FLUSHING, NEW YORK—After dozing off between innings in front of more than 41,000 cheering fans Monday night, an exhausted Mr. Met informed team officials that he has not slept since the Mets moved from Shea Stadium to Citi Field.
According to Mets GM Omar Minaya, Mr. Met entered his office and used a series of pantomimes to indicate that his sleep disorder is caused by brighter stadium lights, uncomfortable temperatures, and Darryl Strawberry's snoring. Minaya, who spent two hours meeting with the 47-year-old mascot, said Mr. Met conveyed the degree of his fatigue by holding his hands several feet apart...

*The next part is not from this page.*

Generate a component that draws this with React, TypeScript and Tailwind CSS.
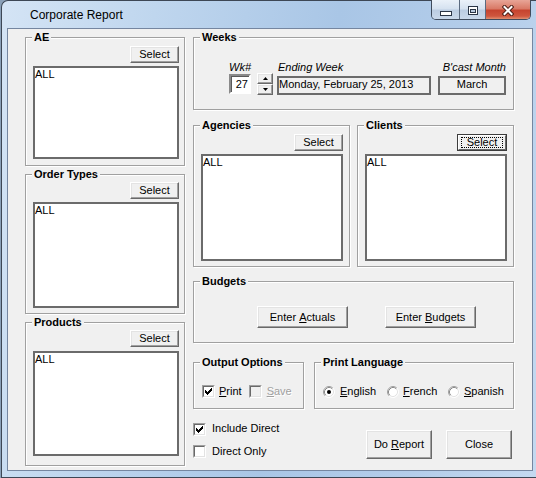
import React from "react";

type P = { children?: React.ReactNode; className?: string };

function Btn({ children, className = "" }: P) {
  return (
    <div
      className={`flex items-center justify-center bg-[#f0f0f0] border border-t-white border-l-white border-r-[#696969] border-b-[#696969] shadow-[inset_-1px_-1px_0_#a0a0a0,inset_1px_1px_0_#e3e3e3] text-[11px] leading-[13px] whitespace-nowrap ${className}`}
    >
      {children}
    </div>
  );
}

function Group({ title, className = "", children }: P & { title: string }) {
  return (
    <div
      className={`relative border border-[#a0a0a0] shadow-[inset_1px_1px_0_#ffffff,1px_1px_0_#ffffff] ${className}`}
    >
      <span className="absolute left-[6px] -top-[7px] bg-[#f0f0f0] px-[2px] text-[11px] leading-[13px] font-bold whitespace-nowrap">
        {title}
      </span>
      {children}
    </div>
  );
}

function ListBox({ className = "" }: P) {
  return (
    <div className={`bg-white border-2 border-[#6b6b6b] text-[11px] leading-[13px] ${className}`}>ALL</div>
  );
}

function Check({ checked, disabled }: { checked?: boolean; disabled?: boolean }) {
  return (
    <div className="w-[13px] h-[13px] shrink-0 border border-t-[#a0a0a0] border-l-[#a0a0a0] border-r-white border-b-white">
      <div
        className={`w-full h-full border border-t-[#696969] border-l-[#696969] border-r-[#e3e3e3] border-b-[#e3e3e3] ${
          disabled ? "bg-[#f0f0f0]" : "bg-white"
        }`}
      >
        {checked && (
          <svg width="9" height="9" viewBox="0 0 9 9" className="block">
            <path d="M1 3 L1 6 L3 8 L8 3 L8 0 L3 5 Z" fill="#000" shapeRendering="crispEdges" />
          </svg>
        )}
      </div>
    </div>
  );
}

function Radio({ checked }: { checked?: boolean }) {
  return (
    <svg width="12" height="12" viewBox="0 0 12 12" className="block shrink-0">
      <circle cx="6" cy="6" r="5" fill="#fff" />
      <path d="M2.11 9.89 A5.5 5.5 0 0 1 9.89 2.11" fill="none" stroke="#a0a0a0" strokeWidth="1" />
      <path d="M9.89 2.11 A5.5 5.5 0 0 1 2.11 9.89" fill="none" stroke="#ffffff" strokeWidth="1" />
      <path d="M2.82 9.18 A4.5 4.5 0 0 1 9.18 2.82" fill="none" stroke="#8a8a8a" strokeWidth="1" />
      <path d="M9.18 2.82 A4.5 4.5 0 0 1 2.82 9.18" fill="none" stroke="#e3e3e3" strokeWidth="1" />
      {checked && <circle cx="6" cy="6" r="2" fill="#000" />}
    </svg>
  );
}

function U({ children }: P) {
  return <span className="underline underline-offset-[1px]">{children}</span>;
}

const capBg =
  "bg-[linear-gradient(180deg,#eaf1f9_0%,#d6e2f0_45%,#bccde2_55%,#c9d8ea_100%)]";

export default function App() {
  return (
    <div className="w-[536px] h-[478px] overflow-hidden bg-[#8aa0b8] font-['Liberation_Sans',Arial,sans-serif] text-black">
      <div className="ml-[1px] w-[535px] h-[478px] flex flex-col border-l border-t border-b border-[#3d4755] rounded-tl-[7px] bg-[linear-gradient(100deg,#d4e4f5_0%,#bfd6ee_25%,#a9c6e6_55%,#b4cdea_80%,#c4d9f0_100%)]">
        {/* Title bar */}
        <div className="h-[27px] shrink-0 flex items-start justify-between">
          <div className="ml-[28px] mt-[7px] text-[12px] leading-[15px] text-black">Corporate Report</div>
          <div className="-mt-[1px] mr-[5px] flex h-[20px] border-x border-b border-[#3f4b5c] rounded-b-[5px] overflow-hidden">
            <div className={`w-[28px] h-full border-r border-[#5b6b80] ${capBg} flex justify-center pt-[11px]`}>
              <svg width="12" height="5" viewBox="0 0 12 5" className="block">
                <rect x="0.5" y="0.5" width="11" height="4" fill="#fff" stroke="#2a3546" />
              </svg>
            </div>
            <div className={`w-[26px] h-full border-r border-[#5b6b80] ${capBg} flex justify-center pt-[6px]`}>
              <svg width="10" height="9" viewBox="0 0 10 9" className="block">
                <rect x="0" y="0" width="10" height="9" fill="#2a3546" />
                <rect x="1" y="1" width="8" height="7" fill="#fff" />
                <rect x="2" y="3" width="6" height="4" fill="#2a3546" />
                <rect x="3" y="4" width="4" height="2" fill="#b8c9dd" />
              </svg>
            </div>
            <div className="w-[44px] h-full bg-[linear-gradient(180deg,#e8a597_0%,#d97a67_45%,#c6442f_55%,#cf563e_85%,#e28f70_100%)] flex justify-center pt-[5px]">
              <svg width="12" height="11" viewBox="0 0 12 11" className="block">
                <path d="M2.5 2 L9.5 9 M9.5 2 L2.5 9" stroke="#4a1c14" strokeWidth="4" strokeLinecap="square" />
                <path d="M2.5 2 L9.5 9 M9.5 2 L2.5 9" stroke="#fff" strokeWidth="2" strokeLinecap="square" />
              </svg>
            </div>
          </div>
        </div>

        {/* Client area */}
        <div className="pl-[5px] pr-[3px]">
          <div className="w-[526px] h-[443px] border border-[#7586a0] bg-[#f0f0f0] flex pl-[17px] pt-[8px] gap-[8px] text-[11px] leading-[13px]">
            {/* Left column */}
            <div className="w-[160px] flex flex-col gap-[8px]">
              <Group title="AE" className="h-[129px] flex flex-col pt-[8px] pl-[7px] pr-[5px]">
                <Btn className="self-end w-[49px] h-[17px]">Select</Btn>
                <ListBox className="mt-[3px] h-[93px]" />
              </Group>
              <Group title="Order Types" className="h-[140px] flex flex-col pt-[7px] pl-[7px] pr-[5px]">
                <Btn className="self-end w-[49px] h-[17px]">Select</Btn>
                <ListBox className="mt-[3px] h-[106px]" />
              </Group>
              <Group title="Products" className="h-[144px] flex flex-col pt-[7px] pl-[7px] pr-[5px]">
                <Btn className="self-end w-[49px] h-[17px]">Select</Btn>
                <ListBox className="mt-[4px] h-[105px]" />
              </Group>
            </div>

            {/* Right column */}
            <div className="w-[321px] flex flex-col">
              <Group title="Weeks" className="h-[73px] flex items-start pt-[23px]">
                <div className="ml-[31px] w-[26px] flex flex-col items-end">
                  <div className="italic whitespace-nowrap">Wk#</div>
                  <div className="w-[22px] h-[20px] bg-white border-2 border-t-[#8a8a8a] border-l-[#8a8a8a] border-r-white border-b-white shadow-[inset_1px_1px_0_#5a5a5a] flex items-center justify-end pr-[1px]">
                    27
                  </div>
                </div>
                <div className="ml-[6px] mt-[12px] flex flex-col">
                  <Btn className="w-[16px] h-[11px]">
                    <svg width="5" height="3" viewBox="0 0 5 3" className="block">
                      <path d="M0 3 L5 3 L2.5 0 Z" fill="#000" />
                    </svg>
                  </Btn>
                  <Btn className="w-[16px] h-[11px]">
                    <svg width="5" height="3" viewBox="0 0 5 3" className="block">
                      <path d="M0 0 L5 0 L2.5 3 Z" fill="#000" />
                    </svg>
                  </Btn>
                </div>
                <div className="ml-[4px] flex flex-col">
                  <div className="italic pl-[1px] whitespace-nowrap">Ending Week</div>
                  <div className="mt-[2px] w-[154px] h-[19px] border-2 border-[#6b6b6b] whitespace-nowrap">
                    Monday, February 25, 2013
                  </div>
                </div>
                <div className="ml-auto mr-[7px] flex flex-col items-end">
                  <div className="italic whitespace-nowrap">B'cast Month</div>
                  <div className="mt-[2px] w-[68px] h-[19px] border-2 border-[#6b6b6b] text-center">March</div>
                </div>
              </Group>

              <div className="mt-[15px] flex gap-[7px]">
                <Group title="Agencies" className="w-[157px] h-[142px] flex flex-col pt-[8px] pl-[7px] pr-[6px]">
                  <Btn className="self-end w-[49px] h-[17px]">Select</Btn>
                  <ListBox className="mt-[3px] h-[107px]" />
                </Group>
                <Group title="Clients" className="w-[157px] h-[142px] flex flex-col pt-[8px] pl-[7px] pr-[6px]">
                  <div className="self-end w-[50px] h-[17px] border border-[#3c3c3c] flex">
                    <div className="flex-1 flex bg-[#f0f0f0] border border-t-white border-l-white border-r-[#696969] border-b-[#696969] px-[2px] py-[1px]">
                      <div className="flex-1 border border-dotted border-black flex items-center justify-center leading-[11px]">
                        Select
                      </div>
                    </div>
                  </div>
                  <ListBox className="mt-[3px] h-[107px]" />
                </Group>
              </div>

              <Group title="Budgets" className="mt-[14px] h-[62px] flex items-start pt-[24px] pl-[63px] gap-[37px]">
                <Btn className="w-[91px] h-[22px]">
                  Enter&nbsp;<U>A</U>ctuals
                </Btn>
                <Btn className="w-[91px] h-[22px]">
                  Enter&nbsp;<U>B</U>udgets
                </Btn>
              </Group>

              <div className="mt-[19px] flex gap-[10px]">
                <Group title="Output Options" className="w-[111px] h-[47px] flex self-start pt-[22px] pl-[8px] items-start">
                  <div className="flex items-center">
                    <Check checked />
                    <span className="ml-[4px]">
                      <U>P</U>rint
                    </span>
                  </div>
                  <div className="flex items-center ml-[7px]">
                    <Check disabled />
                    <span className="ml-[5px] text-[#a0a0a0] [text-shadow:1px_1px_0_#ffffff]">
                      <U>S</U>ave
                    </span>
                  </div>
                </Group>
                <Group title="Print Language" className="w-[200px] h-[47px] flex items-start pt-[22px] pl-[8px]">
                  <div className="w-[64px] flex items-center">
                    <Radio checked />
                    <span className="ml-[5px]">
                      <U>E</U>nglish
                    </span>
                  </div>
                  <div className="w-[61px] flex items-center">
                    <Radio />
                    <span className="ml-[4px]">
                      <U>F</U>rench
                    </span>
                  </div>
                  <div className="flex items-center">
                    <Radio />
                    <span className="ml-[4px]">
                      <U>S</U>panish
                    </span>
                  </div>
                </Group>
              </div>

              <div className="mt-[14px] flex justify-between items-start">
                <div className="flex flex-col gap-[9px]">
                  <div className="flex items-center">
                    <Check checked />
                    <span className="ml-[6px] -mt-[2px]">Include Direct</span>
                  </div>
                  <div className="flex items-center">
                    <Check />
                    <span className="ml-[6px]">Direct Only</span>
                  </div>
                </div>
                <div className="mt-[7px] mr-[2px] flex gap-[14px]">
                  <Btn className="w-[66px] h-[29px]">
                    Do&nbsp;<U>R</U>eport
                  </Btn>
                  <Btn className="w-[66px] h-[29px]">Close</Btn>
                </div>
              </div>
            </div>
          </div>
        </div>
      </div>
    </div>
  );
}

Despite the raucous throng of fans eager to celebrate the opening of the new ballpark as the Mets took on San Diego, the listless Mr. Met shuffled onto the field during pregame warm-ups and lethargically attempted to pump up the crowd with a few halfhearted waves and hand-claps. Not even third baseman David Wright's game-tying three-run homer in the fifth inning inspired the weary mascot, who was seen sitting atop the dugout clutching his oversized baseball head and massaging the seams at his temples in gentle circles.
Explaining that Mr. Met's usual fun-loving antics have taken a dark turn lately, Jose Reyes recalled how the mascot pushed an eight-year-old fan to the ground last week and flipped off Luis Castillo after he struck out on Opening Day. In addition, Reyes said he has seen Mr. Met take out his T-shirt gun, place it in his mouth, and repeatedly squeeze the trigger.
"When I asked if he was feeling okay, he didn't say a word. He just shook his giant head," Reyes said. "Poor guy. He used to be so upbeat. These days his smile just looks painted on."